Sui mezzi di comunicazione si scrive: “La Gazzetta è ritenuta troppo impegnativa nei contenuti e nella grafica. La Radio è poco conosciuta. Il Sito è poco aggiornato, salvo il magistero del Vescovo”.
Nell’ultima parte del fascicolo si fa notare che nell’U.P., per lo sviluppo socio-culturale, “Si collabora strettamente con le associazioni e le Pro-loco della zona”.
Da parte sua, la Caritas, che “opera quotidianamente nei singoli casi e con il Centro di ascolto settimanale”, cura la formazione alla carità con “ varie iniziative, durante l’anno, specialmente la seconda domenica del mese”; le espressioni di solidarietà di respiro mondiale vengono logicamente portate avanti, “in collaborazione con l’Ufficio Missionario”; inoltre: “Costantemente vengono promosse attività di volontariato”.A conclusione di questa sintetica nota, riportiamo un suggerimento, presente nella Parte Seconda del questionario, circa l’attività dei Diaconi e dei Laici, e con alcune osservazioni relative alle Zone e alle U.P.
Sul primo argomento si afferma: “Si ritiene opportuno un maggior coinvolgimento, ma non l’assegnazione di incarichi diretti o autonomi”; in merito al secondo, sottolineato che l’U.P. “risente fortemente delle diversità sociali e tradizionali tra città e campagna”, vengono sinteticamente elencati i problemi emergenti: “Coniugare tradizione e fede.

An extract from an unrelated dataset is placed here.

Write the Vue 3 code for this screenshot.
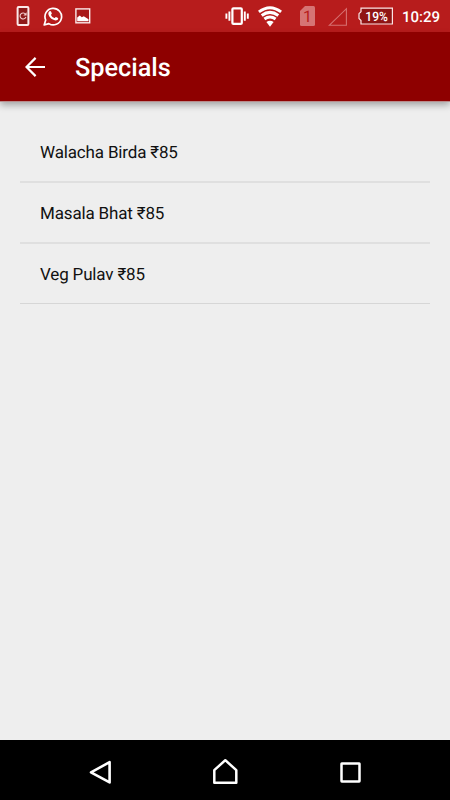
<script setup>
import { ref } from 'vue'

const title = ref('Specials')
const time = ref('10:29')
const battery = ref(19)

const dishes = ref([
  { name: 'Walacha Birda', price: 85 },
  { name: 'Masala Bhat', price: 85 },
  { name: 'Veg Pulav', price: 85 }
])
</script>

<template>
  <div class="screen">
    <div class="status">
      <!-- notifications -->
      <svg class="sync" width="14" height="32" viewBox="0 0 14 32">
        <rect x="1.6" y="7.1" width="10.8" height="17.8" rx="1" fill="#8f1a1a" stroke="#fbe9e9" stroke-width="2" />
        <path d="M9.6 14.4A3 3 0 1 0 9.9 17" fill="none" stroke="#f3cccc" stroke-width="1.1" />
        <path d="M10.6 12.3v3.2H7.4z" fill="#f3cccc" />
      </svg>
      <svg class="chat" width="20" height="32" viewBox="0 0 20 32">
        <path d="M1.2 25l1.5-5A8.3 8.3 0 1 1 5.8 23.6z" fill="none" stroke="#fff" stroke-width="1.7" stroke-linejoin="round" />
        <path d="M6.2 11.4c.7-.8 1.5-.6 1.8.1l.8 1.8c.2.5-.8 1.3-.8 1.6.7 1.5 1.9 2.5 3.4 3.1.5.1 1.1-1.3 1.6-1.1l2 1c.5.3 0 1.8-.8 2.2-1.3.8-3.2.3-4.9-.8-1.8-1.2-3.1-2.8-3.7-4.4-.5-1.4-.2-2.6.6-3.5z" fill="#fff" />
      </svg>
      <svg class="photo" width="16" height="32" viewBox="0 0 16 32">
        <rect x=".9" y="8.9" width="13.8" height="13.9" fill="#a81818" stroke="#fbe9e9" stroke-width="1.4" />
        <path d="M2.2 21.2v-3.6l2.6-2.1 2 1.7 2-1 4.7 3v2z" fill="#fff" />
      </svg>

      <div class="spacer"></div>

      <svg class="vibrate" width="24" height="32" viewBox="0 0 24 32">
        <rect x="7.4" y="8.3" width="9.4" height="15.6" rx="1" fill="none" stroke="#fff" stroke-width="2.2" />
        <path d="M4.4 11.6v9.2M19.8 11.6v9.2M1.4 13.6v5.2M22.8 13.6v5.2" stroke="#fff" stroke-width="1.9" />
      </svg>
      <svg class="wifi" width="24" height="32" viewBox="0 0 24 32">
        <path d="M.9 11.9Q12 3.5 23.1 11.9M3.7 15.5Q12 9.2 20.3 15.5M6.4 19Q12 14.9 17.6 19" fill="none" stroke="#fff" stroke-width="3" />
        <path d="M8.4 22Q12 19.4 15.6 22L12 26.7z" fill="#fff" />
      </svg>
      <svg class="sim" width="16" height="32" viewBox="0 0 16 32">
        <path d="M5 6h8.5a1.5 1.5 0 0 1 1.5 1.5v17a1.5 1.5 0 0 1-1.5 1.5h-12A1.5 1.5 0 0 1 0 24.5V11z" fill="#d67474" />
        <text x="7.4" y="22" text-anchor="middle" font-size="16" fill="#b71c1c">1</text>
      </svg>
      <svg class="signal" width="20" height="32" viewBox="0 0 20 32">
        <path d="M1.2 25.3L18.4 8.7V25.3z" fill="none" stroke="#d67070" stroke-width="1.1" />
      </svg>
      <svg class="battery" width="36" height="32" viewBox="0 0 36 32">
        <path d="M3 8.2H34.4V24H3V20.5L1 18.5V13.7L3 11.7z" fill="#8f1414" stroke="#fbe4e4" stroke-width="1.2" />
        <text x="18.6" y="21" text-anchor="middle" font-size="13" font-weight="500" textLength="22.5" lengthAdjust="spacingAndGlyphs" fill="#fff">{{ battery }}%</text>
      </svg>
      <span class="time">{{ time }}</span>
    </div>

    <div class="toolbar">
      <svg class="arrow" width="20" height="20" viewBox="0 0 20 20">
        <path d="M20 10H2M10.6 .9L1.5 10l9.1 9.1" fill="none" stroke="#fff" stroke-width="2.2" />
      </svg>
      <h1>{{ title }}</h1>
    </div>

    <ul class="list">
      <li v-for="dish in dishes" :key="dish.name">{{ dish.name }} ₹{{ dish.price }}</li>
    </ul>

    <div class="nav">
      <svg width="24" height="28" viewBox="0 0 24 28">
        <path d="M3 14.3L21.6 4.2V24.4z" fill="none" stroke="#fff" stroke-width="2.6" stroke-linejoin="round" />
      </svg>
      <svg width="28" height="28" viewBox="0 0 28 28">
        <path d="M3.3 24.7V12.2L14.3 2.2 25.3 12.2V24.7z" fill="none" stroke="#fff" stroke-width="2.5" stroke-linejoin="round" />
      </svg>
      <svg width="24" height="28" viewBox="0 0 24 28">
        <rect x="3.5" y="5.4" width="18" height="18" rx=".3" fill="none" stroke="#fff" stroke-width="2.5" stroke-linejoin="round" />
      </svg>
    </div>
  </div>
</template>

<style>
body {
  margin: 0;
}
</style>
<style scoped>
.screen {
  width: 450px;
  height: 800px;
  display: flex;
  flex-direction: column;
  background: #eee;
  font-family: Roboto, "Noto Sans", sans-serif;
  text-rendering: geometricPrecision;
  overflow: hidden;
}
svg {
  display: block;
  flex: none;
}
.status {
  height: 32px;
  flex: none;
  display: flex;
  padding: 0 10px 0 16px;
  background: #b71c1c;
}
.chat {
  margin-left: 13px;
}
.photo {
  margin-left: 12px;
}
.spacer {
  flex: 1;
}
.wifi {
  margin-left: 9px;
}
.sim {
  margin-left: 18px;
}
.signal {
  margin-left: 12px;
}
.battery {
  margin-left: 10px;
}
.time {
  width: 38px;
  margin-left: 8px;
  color: #fff;
  font-size: 15px;
  font-weight: 500;
  line-height: 34px;
  text-align: right;
  white-space: nowrap;
}
.toolbar {
  height: 69px;
  flex: none;
  display: flex;
  align-items: center;
  padding-left: 25px;
  background: #8e0000;
  box-shadow: 0 1px 0 #b98c8c, 0 4px 7px rgba(0, 0, 0, 0.32);
}
h1 {
  margin: 4px 0 0 30px;
  color: #fff;
  font-size: 25.3px;
  font-weight: 500;
  line-height: 30px;
}
.list {
  flex: 1;
  margin: 0;
  padding: 21px 20px 0;
  list-style: none;
}
li {
  height: 59px;
  padding-left: 20px;
  border-bottom: 2px solid #dfdfdf;
  color: #111;
  font-size: 17px;
  letter-spacing: -0.16px;
  line-height: 63px;
}
li:last-child {
  border-bottom-width: 1px;
  border-bottom-color: #d6d6d6;
}
.nav {
  height: 60px;
  flex: none;
  display: flex;
  align-items: center;
  justify-content: space-between;
  padding: 8px 88px 4px;
  box-sizing: border-box;
  background: #000;
}
</style>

Mancanza del senso della comunità. Campanilismo. Secolarizzazione. Problemi sociali di integrazione”; sono, poi, date queste concrete indicazioni: “Rivedere i confini con S. Maria Infraportas, S.mo Nome di Gesù e Scafali. Rendere l’U.P. un’unica parrocchia”; si incoraggia, infine, la formazione di U.P. in tutto il territorio della Diocesi, “come passaggio per la ridefinizione del numero delle parrocchie”.